◆◇桜の古都巡り◇◆
京都観光旅行記
横断歩道を渡ってからは緩やかな上り坂。
左手には菜の花畑、でもほんのちょっとだけ花が咲くには早かったみたい、本当に僅かにしか咲いていない。
紫蘇の花も咲いている。大原は菜の花と紫蘇の産地で、この紫蘇を使ってしば漬けが作られる。
道は右へカーブして、高野川の支流 呂川に沿って三千院の参道を登って行くようになっている。
ここからは土産物屋や茶屋が立ち並ぶ。
しかしまだ三千院の参拝時間にならないので道脇の店もほとんど閉まっている。そもそも私たち以外、誰も参道を歩いていないのだ。何だか変な感じだ。
道は蛇行しながら細くなってきた。川の流れる音だけがする。
左手に志ば久という目立つ漬物屋が店を開く準備をしていた。
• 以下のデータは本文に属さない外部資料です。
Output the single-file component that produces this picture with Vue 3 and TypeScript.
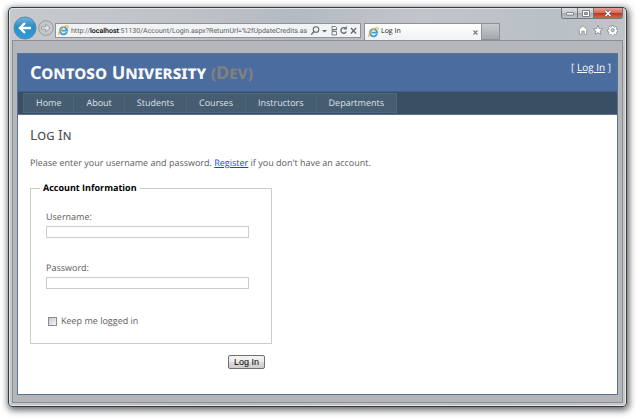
<script setup lang="ts">
import { ref } from 'vue'

const menu: string[] = ['Home', 'About', 'Students', 'Courses', 'Instructors', 'Departments']
const username = ref('')
const password = ref('')
const remember = ref(false)
</script>

<template>
  <div class="desktop">
    <div class="window">
      <div class="toolbar">
        <div class="travel">
          <button class="nav-btn" type="button" aria-label="Back">
            <svg width="24" height="24" viewBox="0 0 24 24">
              <defs>
                <linearGradient id="back" x1="0" y1="0" x2="0" y2="1">
                  <stop offset="0" stop-color="#6fb4dc" />
                  <stop offset="0.45" stop-color="#2b8cc6" />
                  <stop offset="1" stop-color="#2ea0da" />
                </linearGradient>
              </defs>
              <circle cx="12" cy="12" r="11" fill="url(#back)" stroke="#5b87a5" />
              <path d="M18 12H8M12 7l-5 5 5 5" fill="none" stroke="#fff" stroke-width="2.4" />
            </svg>
          </button>
          <button class="nav-btn" type="button" aria-label="Forward">
            <svg width="16" height="16" viewBox="0 0 16 16">
              <circle cx="8" cy="8" r="7.3" fill="#c5c8cb" stroke="#96999d" />
              <path d="M3.5 6.8h4.2V4.2L12 8l-4.3 3.8V9.2H3.5z" fill="#e4e6e8" stroke="#8d9093" stroke-width="0.8" />
            </svg>
          </button>
        </div>
        <div class="address">
          <svg class="ie" width="11" height="11" viewBox="0 0 11 11">
            <path d="M8.9 7.2A3.6 3.6 0 1 1 9.2 5.6H3.4" fill="none" stroke="#3b9ddd" stroke-width="1.9" />
            <path d="M1.2 9.9C-.6 8 4 2 8 .9c2-.5 2.7.5 2 2" fill="none" stroke="#e8b430" stroke-width="1.1" />
          </svg>
          <span class="url">http://<b>localhost</b>:51130/Account/Login.aspx?ReturnUrl=%2fUpdateCredits.as</span>
          <svg class="tools" width="48" height="12" viewBox="0 0 48 12" fill="none" stroke="#666">
            <circle cx="6" cy="4.5" r="2.8" stroke-width="1.1" />
            <path d="M3.9 6.6L1.3 9.6" stroke-width="1.4" />
            <path d="M12 5h5l-2.5 2.6z" fill="#666" stroke="none" />
            <path d="M22 1.5h3.5l1 1v2h-4.5zM22 6.5h4.5v3.5h-4.5zM21.5 5.5l5.5-1" stroke-width="0.8" />
            <path d="M35.5 3.3A2.8 2.8 0 1 0 36.3 6.5" stroke-width="1.3" />
            <path d="M36.8 1v3.4h-3.4z" fill="#666" stroke="none" />
            <path d="M41 3l5 5.5M46 3l-5 5.5" stroke-width="1.3" />
          </svg>
        </div>
        <div class="tab">
          <svg class="ie" width="11" height="11" viewBox="0 0 11 11">
            <path d="M8.9 7.2A3.6 3.6 0 1 1 9.2 5.6H3.4" fill="none" stroke="#3b9ddd" stroke-width="1.9" />
            <path d="M1.2 9.9C-.6 8 4 2 8 .9c2-.5 2.7.5 2 2" fill="none" stroke="#e8b430" stroke-width="1.1" />
          </svg>
          <span class="tab-title">Log In</span>
          <button class="tab-close" type="button" aria-label="Close tab">
            <svg width="5" height="5" viewBox="0 0 5 5"><path d="M.5 .5l4 4M4.5 .5l-4 4" stroke="#777" stroke-width="1.1" /></svg>
          </button>
        </div>
        <button class="new-tab" type="button" aria-label="New tab"></button>
        <div class="commands">
          <div class="caption">
            <button class="cap" type="button" aria-label="Minimize">
              <svg width="8" height="6" viewBox="0 0 8 6"><rect x=".5" y="2.5" width="7" height="2.5" rx=".5" fill="#fff" stroke="#666a75" stroke-width=".8" /></svg>
            </button>
            <button class="cap" type="button" aria-label="Maximize">
              <svg width="8" height="7" viewBox="0 0 8 7"><path d="M.5 .5h7v6h-7zM2.5 2.5h3v2h-3z" fill="#fff" fill-rule="evenodd" stroke="#666a75" stroke-width=".8" /></svg>
            </button>
            <button class="cap close" type="button" aria-label="Close">
              <svg width="8" height="7" viewBox="0 0 8 7"><path d="M1.5 1l5 5M6.5 1l-5 5" stroke="#695060" stroke-width="2.8" /><path d="M1.5 1l5 5M6.5 1l-5 5" stroke="#fff" stroke-width="1.6" /></svg>
            </button>
          </div>
          <svg class="quick" width="40" height="10" viewBox="0 0 40 10" fill="#fff" stroke="#85888c" stroke-width=".8">
            <path d="M5 .7L.6 4.8l.8 1V9.4h2.4V6.2h2.4v3.2h2.4V5.8l.8-1z" />
            <path d="M20 .4l1.3 3.1 3.4.3-2.6 2.2.9 3.4-3-1.8-3 1.8.9-3.4-2.6-2.2 3.4-.3z" />
            <path d="M33.9 .5h1.6l.3 1.2 1 .4 1.1-.6 1.1 1.1-.6 1.1.4 1 1.1.2v1.5l-1.1.3-.4 1 .6 1.1-1.1 1.1-1.1-.6-1 .4-.3 1.1h-1.6l-.3-1.1-1-.4-1.1.6-1.1-1.1.6-1.1-.4-1-1.2-.3V4.9l1.2-.2.4-1-.6-1.1 1.1-1.1 1.1.6 1-.4z" />
            <circle cx="34.7" cy="5.1" r="1.6" fill="#c4c8cc" />
          </svg>
        </div>
      </div>

      <div class="client">
        <div class="page">
          <header class="header">
            <h1>Contoso University <span class="dev">(Dev)</span></h1>
            <div class="login-status">[ <a href="#login">Log In</a> ]</div>
          </header>
          <nav class="menu">
            <a v-for="item in menu" :key="item" :href="'#' + item.toLowerCase()">{{ item }}</a>
          </nav>
          <main class="main">
            <h2>Log In</h2>
            <p>Please enter your username and password. <a href="#register">Register</a> if you don't have an account.</p>
            <form class="account" @submit.prevent>
              <fieldset>
                <legend>Account Information</legend>
                <div class="field">
                  <label for="username">Username:</label>
                  <input id="username" v-model="username" type="text" />
                </div>
                <div class="field">
                  <label for="password">Password:</label>
                  <input id="password" v-model="password" type="password" />
                </div>
                <div class="remember">
                  <input id="remember" v-model="remember" type="checkbox" />
                  <label for="remember">Keep me logged in</label>
                </div>
              </fieldset>
              <div class="actions"><button type="submit">Log In</button></div>
            </form>
          </main>
        </div>
      </div>
    </div>
  </div>
</template>

<style>
body {
  background: #fff;
}
</style>

<style scoped>
* {
  box-sizing: border-box;
}
.desktop {
  display: flex;
  min-height: 100vh;
  padding: 7px 11px 12px 8px;
  font-family: "Open Sans", "Noto Sans", sans-serif;
  font-size: 9px;
  line-height: 14px;
  color: #5c5c5c;
  text-rendering: geometricPrecision;
}
button {
  margin: 0;
  padding: 0;
}
.window {
  flex: 1;
  min-width: 0;
  display: flex;
  flex-direction: column;
  border: 1px solid #3a3d40;
  border-radius: 4px;
  background: linear-gradient(100deg, #c6c9cd 0, #bfc3c8 25%, #b3bac1 42%, #c1c5ca 60%, #b9c0c6 80%, #c5c9cc 100%);
  box-shadow: inset 0 0 0 1px #dfe4e8, 1px 2px 7px 1px rgba(0, 0, 0, 0.65);
}
.toolbar {
  display: flex;
  align-items: flex-end;
  height: 32px;
  padding: 0 3px 0 4px;
}
.travel {
  display: flex;
  align-items: center;
  gap: 1px;
  height: 24px;
}
.nav-btn {
  display: flex;
  border: 0;
  background: none;
}
.address {
  flex: 300;
  min-width: 0;
  display: flex;
  align-items: center;
  height: 15px;
  margin: 0 0 2px 1px;
  padding: 0 2px;
  border: 1px solid #8d9298;
  background: #f2f3f4;
}
.ie,
.tools {
  flex: none;
}
.url {
  flex: 1;
  min-width: 0;
  margin: 0 0 0 2px;
  overflow: hidden;
  white-space: nowrap;
  font-family: Roboto, "Open Sans", sans-serif;
  font-size: 7px;
  line-height: 12px;
  color: #606060;
}
.url b {
  font-weight: 500;
  color: #000;
}
.tab {
  flex: 110;
  min-width: 0;
  display: flex;
  align-items: center;
  height: 17px;
  margin-left: 3px;
  padding: 0 3px;
  border: 1px solid #8d9298;
  border-bottom: 0;
  background: linear-gradient(#fff, #f1f2f3);
}
.tab-title {
  flex: 1;
  margin-left: 2px;
  font-size: 7px;
  color: #111;
}
.tab-close {
  display: flex;
  border: 0;
  background: none;
}
.new-tab {
  width: 18px;
  height: 17px;
  border: 1px solid #8d9298;
  border-left: 0;
  background: linear-gradient(#c8cbce, #a5a9ad);
}
.commands {
  flex: 123;
  display: flex;
  flex-direction: column;
  align-items: flex-end;
  height: 32px;
}
.caption {
  display: flex;
  height: 11px;
  border: 1px solid #74777c;
  border-top: 0;
  border-radius: 0 0 3px 3px;
  overflow: hidden;
}
.cap {
  display: flex;
  align-items: center;
  justify-content: center;
  width: 16px;
  border: 0;
  border-right: 1px solid #74777c;
  background: linear-gradient(#dcdee0 0, #c8cbce 45%, #a6abb0 50%, #c0c4c8 100%);
}
.cap.close {
  width: 28px;
  border-right: 0;
  background: linear-gradient(#e5a49a 0, #d46c5c 45%, #b93522 50%, #d4664e 100%);
}
.quick {
  margin: 6px 5px 0 0;
}
.client {
  flex: 1;
  display: flex;
  margin: 0 3px 3px;
  padding: 12px 4px 7px;
  border: 1px solid #8b8e92;
  background: #b4b6ba;
}
.page {
  flex: 1;
  min-width: 0;
  border: 1px solid #5b7392;
  background: #fff;
}
.header {
  display: flex;
  justify-content: space-between;
  height: 37px;
  padding: 6px 6px 0 12px;
  background: #4b6c9e;
  color: #f0f4fa;
}
h1,
h2 {
  margin: 0;
  font-family: "Noto Sans", "Open Sans", sans-serif;
  font-variant: small-caps;
}
h1 {
  font-size: 18px;
  font-weight: 700;
  line-height: 26px;
  color: #f9f9f9;
}
.dev {
  color: #808080;
}
.login-status {
  font-size: 10px;
}
.login-status a {
  color: #fff;
}
.menu {
  display: flex;
  height: 24px;
  padding: 1px 5px;
  border-top: 1px solid #3d5f8f;
  border-bottom: 1px solid #60728a;
  background: #3a4f63;
}
.menu a {
  height: 20px;
  padding: 0 12px;
  border: 1px solid #4e667d;
  border-right-width: 0;
  background: #465c71;
  color: #dde4ec;
  line-height: 18px;
  text-decoration: none;
}
.menu a:last-child {
  border-right-width: 1px;
}
.main {
  padding: 12px;
}
h2 {
  font-size: 14px;
  font-weight: 400;
  line-height: 18px;
  color: #505050;
}
p {
  margin: 11px 0;
}
p a {
  color: #034af3;
}
.account {
  width: 242px;
}
fieldset {
  margin: 0;
  padding: 15px 15px;
  border: 1px solid #ccc;
}
legend {
  margin-left: -6px;
  padding: 0 3px;
  font-weight: 700;
  color: #000;
}
.field {
  display: flex;
  flex-direction: column;
  gap: 2px;
  margin-bottom: 23px;
}
.field input {
  width: 203px;
  height: 12px;
  padding: 0 2px;
  border: 1px solid #ccc;
  font-size: 8px;
}
.remember {
  display: flex;
  align-items: center;
  gap: 4px;
  padding-top: 2px;
}
.remember input {
  appearance: none;
  width: 9px;
  height: 9px;
  margin: 0 0 0 2px;
  border: 1px solid #8a8c90;
  background: linear-gradient(135deg, #c8cbd0, #f4f4f4);
}
.remember input:checked {
  background: #446;
}
.actions {
  display: flex;
  justify-content: flex-end;
  padding: 11px 7px 0;
}
.actions button {
  height: 14px;
  padding: 0 5px;
  border: 1px solid #707070;
  border-radius: 2px;
  background: linear-gradient(#f3f3f3 0, #ebebeb 50%, #dadada 50%, #cdcdcd 100%);
  font-family: "Liberation Sans", Arial, sans-serif;
  font-size: 9px;
  line-height: 12px;
  color: #000;
}
</style>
思わず主とおぼしき作業中のおじさんと目が合う。
「まだ三千院は開いてないからそこの道を登って行ってごらん。眺めがいい場所があるよ」
確かに志ば久の正面に呂川に渡された小さな木の橋があり、その先石段に続いている。
真っ直ぐ進んでも三千院が開くまで10分ぐらい待たなくてはならないだろうから、寄って行ってみようかな。元々何かあると何でも寄ってみたくなる質だし。